Visiting a major league ballpark for the first time can be a wondrous experience.
I remember going to my first Blue Jays game at old Exhibition Stadium in Toronto in the mid-1980s.
I was around 12 years old and at the time, and Exhibition Stadium seemed larger than life. Looking back now, it wasn’t really that big. But I was just a kid.
Fast forward a few years and that feeling was multiplied by 100 when I first set foot in the Skydome, now called Rogers Centre, during its inaugural season in 1989.
It had the first retractable roof! The bronze figures bursting out from the stadium’s exterior wall were (and still are to this day) incredible, the grass — albeit fake — was so lusciously green, and the buzz inside the stadium was palpable.

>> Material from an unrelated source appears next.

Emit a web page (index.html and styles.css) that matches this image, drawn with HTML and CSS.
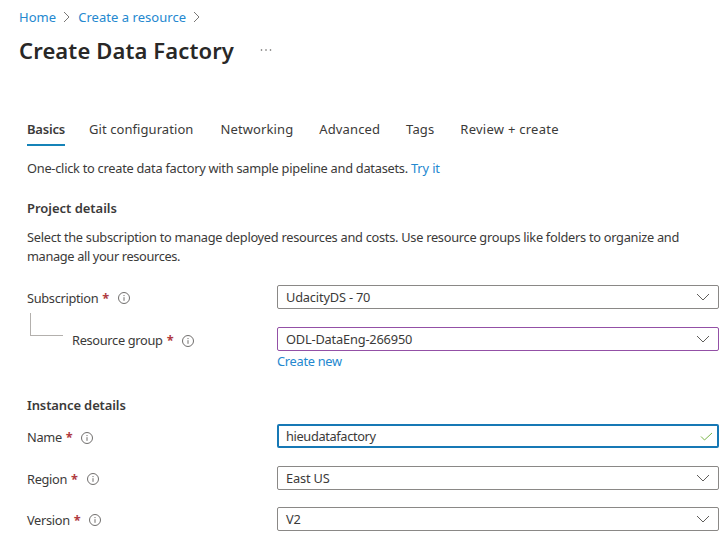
FILE: index.html
```
<!DOCTYPE html>
<html lang="en"><head><meta charset="utf-8"><title>Create Data Factory</title><link rel="stylesheet" href="styles.css"></head>
<body>
<nav class="crumbs"><a>Home</a><svg class="sep" viewBox="0 0 8 12"><path d="M1 1l5 5-5 5"/></svg><a>Create a resource</a><svg class="sep" viewBox="0 0 8 12"><path d="M1 1l5 5-5 5"/></svg></nav>
<header class="title"><h1>Create Data Factory</h1><svg class="more" viewBox="0 0 12 4"><circle cx="1.5" cy="2" r=".8"/><circle cx="6" cy="2" r=".8"/><circle cx="10.5" cy="2" r=".8"/></svg></header>
<main>
<div class="tabs"><span class="tab active">Basics</span><span class="tab git">Git configuration</span><span class="tab">Networking</span><span class="tab">Advanced</span><span class="tab">Tags</span><span class="tab">Review + create</span></div>
<p class="intro"><span>One-click to create data factory with sample pipeline and datasets.</span> <a>Try it</a></p>
<h2>Project details</h2>
<p class="desc"><span>Select the subscription to manage deployed resources and costs. Use resource groups like folders to organize and</span><br><span>manage all your resources.</span></p>
<div class="form project">
<div class="row"><label><span>Subscription</span><b>*</b><svg class="info" viewBox="0 0 12 12"><circle cx="6" cy="6" r="5.5"/><path d="M6 5.2v3.6M6 3v1.1"/></svg></label><div class="field"><span>UdacityDS - 70</span><svg class="chev" viewBox="0 0 14 8"><path d="M1 1l6 6 6-6"/></svg></div></div>
<div class="row group"><label><i class="elbow"></i><span>Resource group</span><b>*</b><svg class="info" viewBox="0 0 12 12"><circle cx="6" cy="6" r="5.5"/><path d="M6 5.2v3.6M6 3v1.1"/></svg></label><div class="field purple"><span>ODL-DataEng-266950</span><svg class="chev" viewBox="0 0 14 8"><path d="M1 1l6 6 6-6"/></svg></div></div>
<a class="new">Create new</a>
</div>
<h2 class="instance">Instance details</h2>
<div class="form fields">
<div class="row name"><label><span>Name</span><b>*</b><svg class="info" viewBox="0 0 12 12"><circle cx="6" cy="6" r="5.5"/><path d="M6 5.2v3.6M6 3v1.1"/></svg></label><div class="field focus"><span>hieudatafactory</span><svg class="check" viewBox="0 0 13 9"><path d="M1 4.5L4.5 8 12 1"/></svg></div></div>
<div class="row"><label><span>Region</span><b>*</b><svg class="info" viewBox="0 0 12 12"><circle cx="6" cy="6" r="5.5"/><path d="M6 5.2v3.6M6 3v1.1"/></svg></label><div class="field"><span>East US</span><svg class="chev" viewBox="0 0 14 8"><path d="M1 1l6 6 6-6"/></svg></div></div>
<div class="row"><label><span>Version</span><b>*</b><svg class="info" viewBox="0 0 12 12"><circle cx="6" cy="6" r="5.5"/><path d="M6 5.2v3.6M6 3v1.1"/></svg></label><div class="field"><span>V2</span><svg class="chev" viewBox="0 0 14 8"><path d="M1 1l6 6 6-6"/></svg></div></div>
</div>
</main>
</body></html>
```
FILE: styles.css
```
*{box-sizing:border-box}
body{margin:0;height:544px;overflow:hidden;background:#fff;color:#3b3a39;font:12.8px/19px "Noto Sans",sans-serif;letter-spacing:-.28px}
svg{fill:none;stroke:currentColor;flex:none}
a{color:#2488cf}
h1,h2,p{margin:0}
.crumbs{display:flex;align-items:center;height:18px;margin-top:8px;padding-left:19px;font-size:13px;letter-spacing:.04px}
.sep{width:8px;height:12px;margin:0 7px;color:#797775}
.title{display:flex;align-items:center;height:32px;margin-top:8px;padding-left:19px}
h1{color:#292827;font-size:22px;font-weight:600;line-height:30px;letter-spacing:.12px;white-space:nowrap}
.more{width:12px;height:4px;margin-left:26px;fill:#605e5c;stroke:none}
main{padding:52px 5px 0 27px}
.tabs{display:flex;height:28px;gap:26px;font-size:13px;letter-spacing:.12px}
.tab{height:28px;line-height:23px;white-space:nowrap}
.git{letter-spacing:.07px;margin-right:1px}
.tab:last-child{letter-spacing:.26px}
.active{font-weight:600;letter-spacing:-.2px;border-bottom:2px solid #1583b8;margin-right:-2px}
.intro{margin-top:13px;white-space:nowrap}
.intro span{letter-spacing:-.26px}
.intro a{letter-spacing:-.1px}
h2{font-size:13px;font-weight:600;line-height:20px;letter-spacing:-.03px;margin-top:20px}
.desc{margin-top:10px;white-space:nowrap}
.desc span:last-child{letter-spacing:-.36px}
.form{display:flex;flex-direction:column;gap:17px}
.row{display:grid;grid-template-columns:250px 442px;height:24px;align-items:center}
label{display:flex;align-items:center;padding-top:2px;letter-spacing:-.32px}
label b{color:#b03a41;margin-left:4px}
.info{width:12px;height:12px;margin-left:9px;color:#605e5c;stroke-width:.9}
.field{display:flex;align-items:center;justify-content:space-between;height:24px;border:1px solid #8a8886;border-radius:2px;padding:0 8px;letter-spacing:-.18px;white-space:nowrap}
.project{margin-top:19px}
.group label{padding-top:3px}
.group{margin-top:1px}
.chev{width:14px;height:8px;color:#605e5c}
.elbow{width:33px;height:23px;border:solid #b3b0ad;border-width:0 0 1px 1px;margin:-32px 9px 0 3px}
.purple{border-color:#9350a6}
.new{margin:-17px 0 0 250px;letter-spacing:-.28px;line-height:21px}
.instance{letter-spacing:-.12px;margin-top:23px}
.fields{margin-top:9px}
.name{margin-bottom:1px}
.name label{padding-top:3px}
.focus{border:2px solid #1678b5;padding:0 4px 0 7px;letter-spacing:-.36px}
.check{width:13px;height:9px;color:#7ab648}
```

Most people who have been to the dome since the Blue Jays’ glory years of 1992 and ’93 now often complain about the characterless and cavernous ballpark we now have. And baseball fans in Toronto feel that way after taking note of what other ballparks have been built around the major leagues since the early ’90s.
So it comes as no surprise that Forbes has ranked Rogers Centre 22nd on its list of the best current-day stadiums in Major League Baseball. In other words, the Jays play in the ninth lousiest stadium in majors.
The calculation is based on criteria such as the ballpark design, setting, surrounding views and historic relevance.
Toronto is a long way from the top of the Forbes list, which is occupied by AT&T Park in San Francisco, the home of the Giants. Rounding out the top five are stadiums in Baltimore, St. Louis, Los Angeles (Dodgers) and Pittsburgh.
But at least the dome isn’t last on the list. That honour goes to another domed stadium — the gloomy, miserable, godawful Tropicana Field, home of the Tampa Bay Rays.